Cible à long terme pour l'once d'or : Voilà pourquoi le meilleur placement pour les six prochaines années
reste l’or physique. Les fonds souverains, qui sont quarante fois plus
puissants que les banques centrales, ont commencé à en accumuler, se
débarrassant des dollars sans trop faire de bruit. Le décollage de l'or
est imminent et imparable. Il serait dommage de le rater.
Capital.fr : Si les marchés vont baisser dans le sillage du dollar
et l’or monter, comment risquent de se comporter les bons du trésor
américain ? Mostapha Belkhayate : Ce marché représente des milliers de
milliards de dollars. Il est primordial pour prévoir l’évolution des
marchés financiers internationaux. Pratiquement toutes les banques sont
impliquées directement ou indirectement.
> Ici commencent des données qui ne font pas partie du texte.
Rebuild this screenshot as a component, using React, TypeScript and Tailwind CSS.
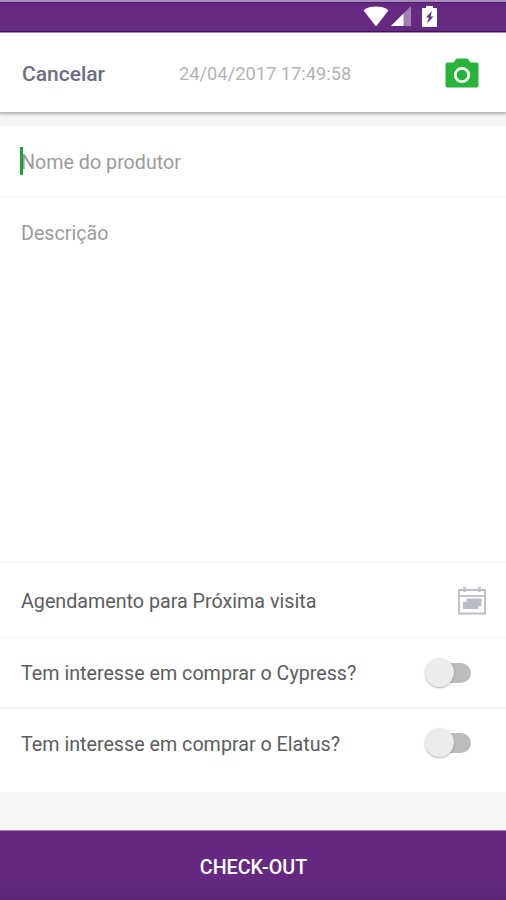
import React, { useState } from 'react';

const StatusBar: React.FC = () => (
  <div className="h-[33px] shrink-0 border-t-2 border-b border-t-[#a98bb8] border-b-[#b494c2] bg-[#662a80]">
    <div className="flex h-[30px] items-start justify-end border-t border-b border-t-[#521a6b] border-b-[#4c0d68] pr-[69px] pt-[3px]">
      <svg width="26" height="21" viewBox="0 0 26 21" fill="#fff" className="mr-[2px]">
        <path d="M0.5 4.2C4 1.6 8 0.5 13 0.5s9 1.1 12.500 3.700L13 20.500Z" />
      </svg>
      <svg width="20" height="20" viewBox="0 0 20 20" fill="#fff" className="mr-[11px]">
        <path d="M20 0V20H0Z" opacity=".4" />
        <path d="M12.500 7.500V20H0Z" />
      </svg>
      <svg width="15" height="21" viewBox="0 0 15 21">
        <path d="M4 0h7v2H14a1 1 0 0 1 1 1v17a1 1 0 0 1-1 1H1a1 1 0 0 1-1-1V3a1 1 0 0 1 1-1h3Z" fill="#fff" />
        <path d="M10 5 4 11.500h3L5 17.500 11.500 10.500H8.500Z" fill="#662a80" />
      </svg>
    </div>
  </div>
);

const CameraIcon: React.FC = () => (
  <svg width="34" height="30" viewBox="0 0 34 30">
    <path
      d="M12.500 0.500h9a2 2 0 0 1 1.600.8L25.500 4.500H31.500a2 2 0 0 1 2 2V27.500a2 2 0 0 1-2 2H2.500a2 2 0 0 1-2-2V6.500a2 2 0 0 1 2-2H8.500l2.400-3.200a2 2 0 0 1 1.600-.8Z"
      fill="#2bb23c"
    />
    <circle cx="17" cy="17" r="6.700" fill="none" stroke="#f2fff2" strokeWidth="2.800" />
  </svg>
);

const CalendarIcon: React.FC = () => (
  <svg width="28" height="28" viewBox="0 0 28 28" fill="none" stroke="#bbbdc6" strokeWidth="1.800">
    <path d="M1 3H27V26.500H1Z" />
    <path d="M1 9H27" />
    <path d="M6.500 0V5M21.500 0V5" strokeWidth="2.500" />
    <path d="M8.500 11.500H23.500V19H20.500V22H5V15H8.500Z" fill="#b8bbc8" stroke="none" />
  </svg>
);

interface SwitchProps {
  label: string;
  checked: boolean;
  onChange: (value: boolean) => void;
}

const Switch: React.FC<SwitchProps> = ({ label, checked, onChange }) => (
  <button
    role="switch"
    aria-checked={checked}
    aria-label={label}
    onClick={() => onChange(!checked)}
    className="relative mr-[15px] h-5 w-[44px] shrink-0 rounded-full bg-[#bcbcbc]"
  >
    <span
      className={`absolute -top-[5px] h-[29px] w-[29px] rounded-full bg-[#ececec] shadow-[0_1px_2px_rgba(0,0,0,0.3)] ${checked ? '-right-[3px]' : '-left-[2px]'}`}
    />
  </button>
);

const App: React.FC = () => {
  const [cypress, setCypress] = useState(false);
  const [elatus, setElatus] = useState(false);

  return (
    <div className="flex h-[900px] w-[506px] flex-col overflow-hidden bg-[#f5f5f5] font-['Roboto','Liberation_Sans',sans-serif] text-[19.7px] text-[#5c5d61]">
      <StatusBar />

      <header className="z-10 flex h-[79px] shrink-0 items-center bg-white pl-[22px] pr-[27px] pt-0.5 shadow-[0_1px_3px_1px_rgba(0,0,0,0.3)]">
        <button className="w-[157px] pt-0.5 text-left text-[21px] font-medium text-[#6d6e82]">Cancelar</button>
        <span className="flex-1 text-[18.3px] text-[#b3b3b3]">24/04/2017 17:49:58</span>
        <button aria-label="Camera" className="pb-0.5">
          <CameraIcon />
        </button>
      </header>

      <main className="mt-[14px] flex h-[666px] shrink-0 flex-col bg-white">
        <div className="relative flex h-[71px] items-center border-b border-[#f1f1f1] px-[21px] pt-[3px] text-[#9c9c9c]">
          <span className="absolute left-[20px] top-[21px] h-[28px] w-[3px] bg-[#23a03c]" />
          <span>Nome do produtor</span>
        </div>

        <div className="h-[366px] border-b border-[#f5f5f5] px-[21px] pt-[22px] text-[#9c9c9c]">Descrição</div>

        <div className="flex h-[75px] items-center justify-between border-b border-[#f7f7f7] pl-[21px] pr-5 pt-0.5">
          <span className="pt-0.5">Agendamento para Próxima visita</span>
          <CalendarIcon />
        </div>

        <div className="flex h-[71px] items-center justify-between border-b-2 border-[#f5f5f5] pl-[21px] pr-5">
          <span className="pt-[3px]">Tem interesse em comprar o Cypress?</span>
          <Switch label="Cypress" checked={cypress} onChange={setCypress} />
        </div>

        <div className="flex h-[68px] items-center justify-between pl-[21px] pr-5">
          <span className="pt-[3px]">Tem interesse em comprar o Elatus?</span>
          <Switch label="Elatus" checked={elatus} onChange={setElatus} />
        </div>
      </main>

      <button className="mt-auto flex h-[70px] shrink-0 items-center justify-center border-t border-[#a283b1] bg-linear-to-b from-[#652a80] from-70% to-[#5c2674] pl-px pt-[5px] text-[19.7px] font-medium text-white">
        CHECK-OUT
      </button>
    </div>
  );
};

export default App;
Il est absurde de continuer à
faire l’autruche et ne pas voir ce qui saute aux yeux : un beau
triangle descendant avec une base qui promet des sueurs froides…à ceux
qui ne veulent rien savoir.
Evolution des prix des bons du trésor américain : Pas étonnant que les autorités américaines commencent à avoir des difficultés à
placer leurs
bons de trésor, peut être pour la première fois depuis quarante ans.
L'appétit des chinois a fortement diminué et les arabes commencent à se
lever de table. Les éléments sont désormais en place pour une probable
chute violente du dollar, accompagnée par une dévalorisation des bons
du trésor. Je vais jusqu’à parier que dans quelques jours les chinois
vont annoncer publiquement qu’ils sont
obligés de lâcher l’Amérique. Bien entendu ils vont utiliser d’autres mots, plus diplomatiques. Et là, on verra qui a la main…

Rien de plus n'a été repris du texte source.